With experienced defender Jonny Evans forced to withdraw through injury on Monday, a back three of Craig Cathcart – who will captain the side – Dan Ballard and Ciaron Brown would be the choice for both ex-players.
“Michael has spoken about not having many wide players in the squad [with Conor McMenamin having now pulled out injured]which makes me think it will be a make-up of 3-5-2,” former Motherwell centre-half Craigan said.
“I think Michael would want to be more solid and have a back three anyway, to narrow down the room for error. Having the presence of Jonny would have been huge but Michael will know he can’t go on forever and Ballard is probably next in line to be the number one centre-half.”
O’Neill said when announcing his squad that he had received positive feedback from contacts at Newcastle United about Jamal Lewis’ conditioning, and both Craigan and Magilton feel he should start ahead of Shane Ferguson at left wing-back despite his lack of games.

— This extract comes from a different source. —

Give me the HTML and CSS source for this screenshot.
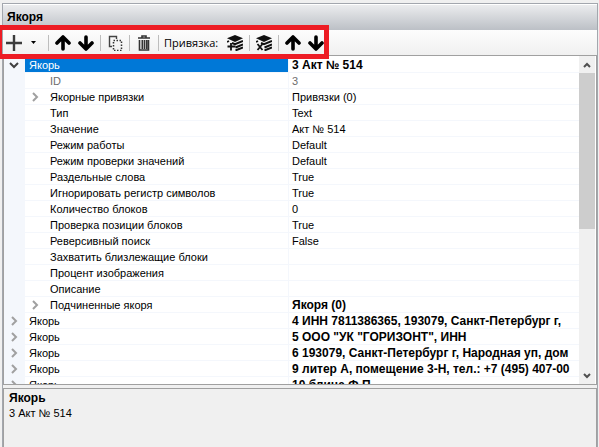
FILE: index.html
```
<!DOCTYPE html>
<html lang="ru">
<head>
<meta charset="utf-8">
<title>Якоря</title>
<link rel="stylesheet" href="styles.css">
</head>
<body>
<svg class="defs" aria-hidden="true">
  <symbol id="up" viewBox="0 0 16 16"><path d="M8 14V3M2 8l6-6 6 6" fill="none" stroke="#000" stroke-width="3.600" stroke-linecap="round" stroke-linejoin="round"/></symbol>
  <symbol id="down" viewBox="0 0 16 16"><path d="M8 2v11M2 8l6 6 6-6" fill="none" stroke="#000" stroke-width="3.600" stroke-linecap="round" stroke-linejoin="round"/></symbol>
  <symbol id="layers" viewBox="0 0 16 16"><path d="M8 0l8 3.200-8 3.800-8-3.800z" fill="#111"/><path d="M0 7l2-1M5 8l3 1.200 8-3.200M8.500 12.500l7.500-3.100M8.500 15.500l7.500-3.100" fill="none" stroke="#111" stroke-width="1.900"/></symbol>
  <symbol id="right" viewBox="0 0 8 10"><path d="M2 1l4 4-4 4" fill="none" stroke="#a0a0a0" stroke-width="2"/></symbol>
  <symbol id="open" viewBox="0 0 10 8"><path d="M1 2l4 4 4-4" fill="none" stroke="#404040" stroke-width="2"/></symbol>
</svg>
<main class="panel">
  <h1 class="title">Якоря</h1>
  <div class="toolbar" role="toolbar">
    <button class="tool" aria-label="Добавить"><svg viewBox="0 0 16 16"><path d="M8 0v16M0 8h16" stroke="#3c3c3c" stroke-width="2.400"/></svg></button>
    <button class="drop" aria-label="Варианты"><svg viewBox="0 0 5 3"><path d="M0 0h5L2.500 3z"/></svg></button>
    <i class="sep"></i>
    <button class="tool" aria-label="Вверх"><svg><use href="#up"/></svg></button>
    <button class="tool" aria-label="Вниз"><svg><use href="#down"/></svg></button>
    <i class="sep"></i>
    <button class="tool" aria-label="Копировать"><svg viewBox="0 0 16 16"><path d="M5 11.500H2.500V1.500h7V4" fill="none" stroke="#444" stroke-width="1.400"/><path d="M6.500 5.500h8v10h-8z" fill="none" stroke="#333" stroke-width="1.500" stroke-dasharray="1.500 1.500"/></svg></button>
    <i class="sep"></i>
    <button class="tool" aria-label="Удалить"><svg viewBox="0 0 16 16"><path d="M2 3h12M6 2.500V1h4v1.500M3.500 5v10h9V5M6.300 5v9M8.500 5v9M10.700 5v9" fill="none" stroke="#333" stroke-width="1.600"/></svg></button>
    <i class="sep"></i>
    <span class="caption">Привязка:</span>
    <button class="tool" aria-label="Добавить привязку"><svg viewBox="0 0 16 16"><use href="#layers"/><path d="M4 8v7.500M.5 11.500h8" stroke="#111" stroke-width="1.800"/></svg></button>
    <i class="sep"></i>
    <button class="tool" aria-label="Удалить привязку"><svg viewBox="0 0 16 16"><use href="#layers"/><path d="M1.500 9l5 6M6.500 9l-5 6" stroke="#111" stroke-width="1.800"/></svg></button>
    <i class="sep"></i>
    <button class="tool" aria-label="Привязка вверх"><svg><use href="#up"/></svg></button>
    <button class="tool" aria-label="Привязка вниз"><svg><use href="#down"/></svg></button>
    <div class="highlight"></div>
  </div>
  <div class="grid">
    <div class="view">
      <table>
        <colgroup><col class="c-gutter"><col class="c-name"><col></colgroup>
        <tbody>
          <tr class="selected"><td><button class="exp" aria-label="Свернуть"><svg class="wide"><use href="#open"/></svg></button></td><th>Якорь</th><td class="strong">3 Акт № 514</td></tr>
          <tr class="child muted"><td></td><th>ID</th><td>3</td></tr>
          <tr class="child"><td></td><th><button class="exp" aria-label="Развернуть"><svg><use href="#right"/></svg></button>Якорные привязки</th><td>Привязки (0)</td></tr>
          <tr class="child"><td></td><th>Тип</th><td>Text</td></tr>
          <tr class="child"><td></td><th>Значение</th><td>Акт № 514</td></tr>
          <tr class="child"><td></td><th>Режим работы</th><td>Default</td></tr>
          <tr class="child"><td></td><th>Режим проверки значений</th><td>Default</td></tr>
          <tr class="child"><td></td><th>Раздельные слова</th><td>True</td></tr>
          <tr class="child"><td></td><th>Игнорировать регистр символов</th><td>True</td></tr>
          <tr class="child"><td></td><th>Количество блоков</th><td>0</td></tr>
          <tr class="child"><td></td><th>Проверка позиции блоков</th><td>True</td></tr>
          <tr class="child"><td></td><th>Реверсивный поиск</th><td>False</td></tr>
          <tr class="child"><td></td><th>Захватить близлежащие блоки</th><td></td></tr>
          <tr class="child"><td></td><th>Процент изображения</th><td></td></tr>
          <tr class="child"><td></td><th>Описание</th><td></td></tr>
          <tr class="child"><td></td><th><button class="exp" aria-label="Развернуть"><svg><use href="#right"/></svg></button>Подчиненные якоря</th><td class="strong">Якоря (0)</td></tr>
          <tr><td><button class="exp" aria-label="Развернуть"><svg><use href="#right"/></svg></button></td><th>Якорь</th><td class="strong">4 ИНН 7811386365, 193079, Санкт-Петербург г,</td></tr>
          <tr><td><button class="exp" aria-label="Развернуть"><svg><use href="#right"/></svg></button></td><th>Якорь</th><td class="strong">5 ООО "УК "ГОРИЗОНТ", ИНН</td></tr>
          <tr><td><button class="exp" aria-label="Развернуть"><svg><use href="#right"/></svg></button></td><th>Якорь</th><td class="strong">6 193079, Санкт-Петербург г, Народная уп, дом</td></tr>
          <tr><td><button class="exp" aria-label="Развернуть"><svg><use href="#right"/></svg></button></td><th>Якорь</th><td class="strong">9 литер А, помещение 3-Н, тел.: +7 (495) 407-00</td></tr>
          <tr><td><button class="exp" aria-label="Развернуть"><svg><use href="#right"/></svg></button></td><th>Якорь</th><td class="strong">10 блица Ф.П.</td></tr>
        </tbody>
      </table>
    </div>
    <div class="scrollbar">
      <button aria-label="Прокрутить вверх"><svg viewBox="0 0 8 8"><path d="M1 6l3-3 3 3" fill="none" stroke="#505050" stroke-width="2"/></svg></button>
      <div class="track"><div class="thumb"></div></div>
      <button aria-label="Прокрутить вниз"><svg viewBox="0 0 8 8"><path d="M1 2l3 3 3-3" fill="none" stroke="#505050" stroke-width="2"/></svg></button>
    </div>
  </div>
  <section class="help">
    <h2>Якорь</h2>
    <p>3 Акт № 514</p>
  </section>
</main>
</body>
</html>
```
FILE: styles.css
```
* { box-sizing: border-box; }
body {
  margin: 0;
  height: 100vh;
  padding: 3px 1px 0 2px;
  background: #f0f0f0;
  color: #000;
  font: 11px/14px "Liberation Sans", Arial, sans-serif;
  overflow: hidden;
}
button { padding: 0; border: 0; background: none; display: flex; align-items: center; justify-content: center; }
h1, h2, p { margin: 0; }
.defs { position: absolute; width: 0; height: 0; }
.panel {
  height: 100%;
  display: flex;
  flex-direction: column;
  border: solid #a3a7ae;
  border-width: 1px 1px 0;
}
.title {
  flex: none;
  height: 26px;
  padding: 0 4px;
  border-top: 1px solid #fff;
  background: linear-gradient(#ebecee, #bcc0c6);
  font-size: 12px;
  line-height: 24px;
}
.toolbar {
  position: relative;
  flex: none;
  height: 25px;
  display: flex;
  align-items: center;
  padding: 0 2px;
  background: linear-gradient(#fdfdfd, #f0f0f0);
}
.tool { flex: none; width: 23px; height: 22px; }
.tool svg { width: 16px; height: 16px; }
.tool:first-child { width: 17px; }
.drop { width: 23px; height: 22px; }
.drop svg { width: 5px; height: 3px; }
.sep { flex: none; width: 1px; height: 16px; margin: 0 2px 0 3px; background: #bdbdbd; }
.caption { padding: 0 5px 0 3px; font: 11px/16px "Open Sans", "Noto Sans", sans-serif; white-space: nowrap; }
.highlight {
  position: absolute;
  top: -5px;
  left: -3px;
  width: 329px;
  height: 34px;
  border: 5px solid #ed1c24;
  border-left-width: 2px;
  z-index: 1;
  pointer-events: none;
}
.grid {
  flex: 1;
  min-height: 0;
  display: flex;
  border: 1px solid #a0a0a0;
  background: #fff;
}
.view { flex: 1; min-width: 0; overflow: hidden; padding-top: 1px; }
table { width: 100%; table-layout: fixed; border-spacing: 0; }
.c-gutter { width: 21px; }
.c-name { width: 264px; }
th, td { height: 16px; padding: 1px 3px 0; border-bottom: 1px solid #f4f7fc; text-align: left; font-weight: normal; white-space: nowrap; overflow: hidden; }
th { position: relative; padding-left: 4px; border-right: 1px solid #f4f7fc; }
td:first-child { padding: 0; background: #f4f7fc; }
.child th { padding-left: 25px; }
.muted th, .muted td { color: #6d6d6d; }
.selected th { background: #0078d7; color: #fff; }
.strong { font-weight: bold; font-size: 12px; padding-right: 0; }
.exp { width: 19px; height: 15px; }
.exp svg { width: 8px; height: 10px; }
.exp .wide { width: 10px; height: 8px; }
th .exp { position: absolute; left: 0; top: 0; }
.scrollbar { flex: none; width: 17px; display: flex; flex-direction: column; background: #f0f0f0; border-right: 1px solid #fff; }
.scrollbar button { flex: none; height: 17px; width: 100%; }
.scrollbar svg { width: 8px; height: 8px; }
.track { flex: 1; }
.thumb { height: 53%; background: #cdcdcd; }
.help {
  flex: none;
  height: 59px;
  margin-top: 3px;
  padding: 2px 5px;
  border: solid #a0a0a0;
  border-width: 1px 1px 0;
}
.help h2 { font-size: 12px; line-height: 15px; }
```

Looking at the right hand side, both were enthusiastic about the form of Sunderland’s Trai Hume and Conor Bradley, the teenager on loan at Bolton Wanderers from Liverpool. Magilton worked with them in the NI youth system and would be happy with either starting, though Craigan believes Bradley’s attacking nature could earn him the nod against San Marino.

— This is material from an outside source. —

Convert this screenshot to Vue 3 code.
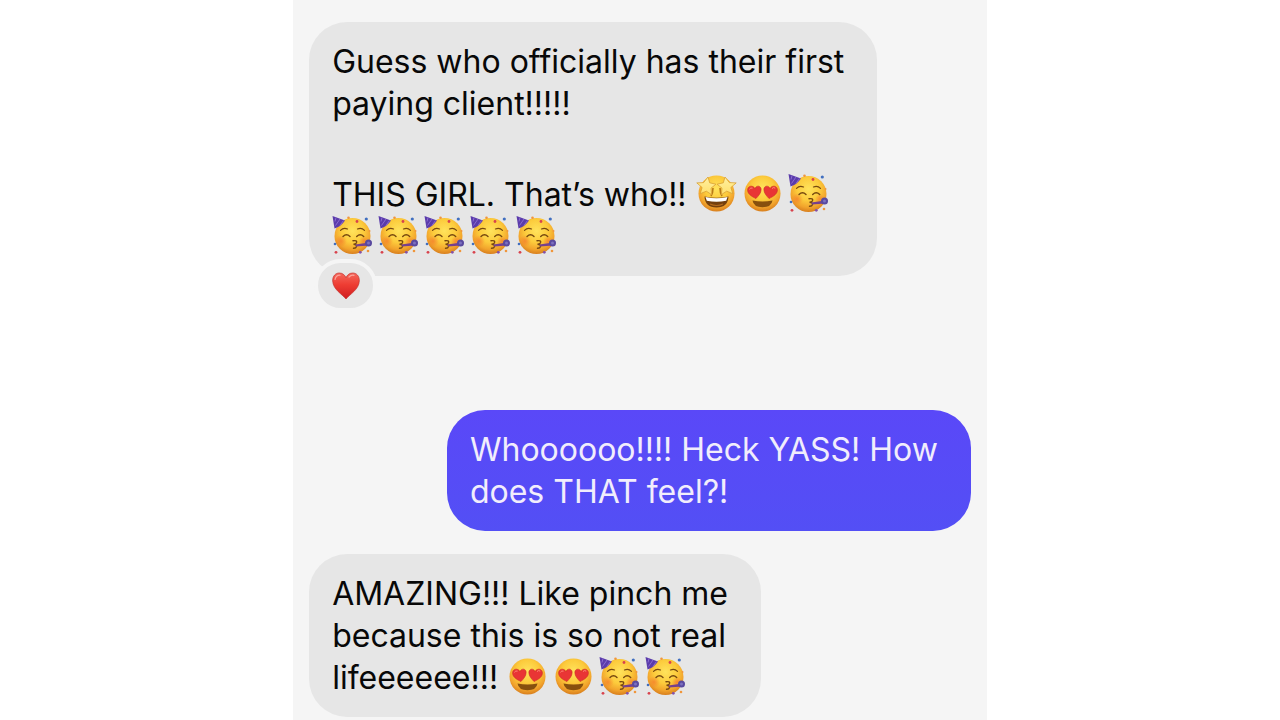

“Trai might be one for the Finland game when we are looking for a bit more solidity,” he said.
“The San Marino match might favour Conor a little bit more. You can take the reins off him and let him go and find himself in an area of the pitch to get goals, because he has done that for Bolton this season. Michael will be keen to get as many forward-thinking players into his side as possible.”
Who will replace Davis as midfield lynchpin?

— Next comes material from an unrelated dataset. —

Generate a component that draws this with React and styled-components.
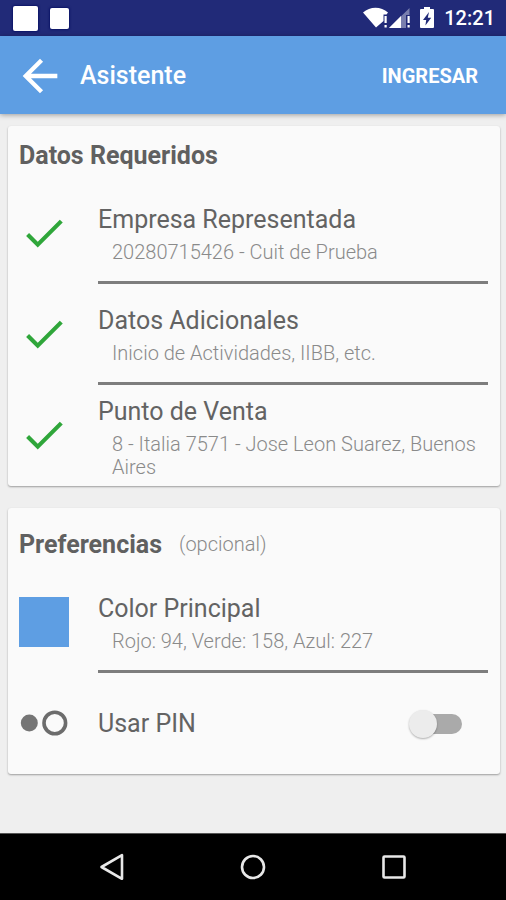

Northern Ireland have played very few competitive games without talismanic captain Steven Davis over the last 18 years, and who takes his place as the deep-lying midfield playmaker could be one of O’Neill’s biggest conundrums.
It’s a challenge made all the harder by Stuart Dallas, Corry Evans and Ali McCann also missing through injury but Magilton believes Man City teenager Shea Charles has all the tools to assume the role.
“I would have no problem whatsoever in playing Shea as the sitter,” said Magilton, who himself played 52 times in Northern Ireland’s midfield.
“He is another young kid who has come through the ranks, I know him very well. He has shown great composure and a reassurance during the limited time he has played. People are excited about Shea because he can provide that link between our back three and our attack.
“Shea always plays on the half-turn, is always looking to play forward, is always aware of situations and has great awareness. He puts himself in a position to receive the ball and has a pass in his head before the ball arrives at his feet.”
While Craigan sees Charles as the long-term replacement for Davis, he feels his inexperience will count against him for now, and instead feels Jordan Thompson could be a better option – if he can curb his natural attacking instincts.
Both men feel Paddy McNair’s running power make him a must-have in the midfield three, while both wondered if the eye for goal of uncapped Cameron McGeehan, currently playing for Belgian side Oostende, might force him into the reckoning.
“The one thing we haven’t had is a goalscoring midfield player,” Magilton added.
“Cameron is another lad I had in the Under-21s and he always carried a goal threat, having that one great season at Barnsley when he scored lots of goals. Michael will be trying to find someone to carry a threat from midfield and Cameron’s forward thinking could be an option.”
What to do about scoring more goals?
While O’Neill was more likely to play two wide men off a lone striker during his first spell in charge, the shape suggested by Magilton and Craigan would include a strike partnership.
Scoring goals has long been a problem for Northern Ireland – “since forever” Craigan joked – but who do the duo feel are best equipped to help find the net?
“He has trusted Conor Washington and Josh Magennis,” Magilton said. “He has played with them and that might be his go-to in the first game, if Conor is fit, because he may feel like he wants real experience.”
Craigan, meanwhile, believes – especially against an opposition as lowly-ranked as San Marino – that it is time to give Dion Charles, scorer of 18 goals for Bolton this season, more of a run in the starting XI.
“I would imagine he will want at least one experienced player, should it be Washington or Magennis,” he remarked.
“Dion Charles is the one that a lot of fans have been shouting for and I can understand why because he has scored the most goals this season. He is a bit raw but he has something that gets you out of your seat – he is that risk player that can produce something out of nothing.
“I would like to think he might go with Dion plus Josh or Conor. If you can’t put one or two risk players in against San Marino then when can you?”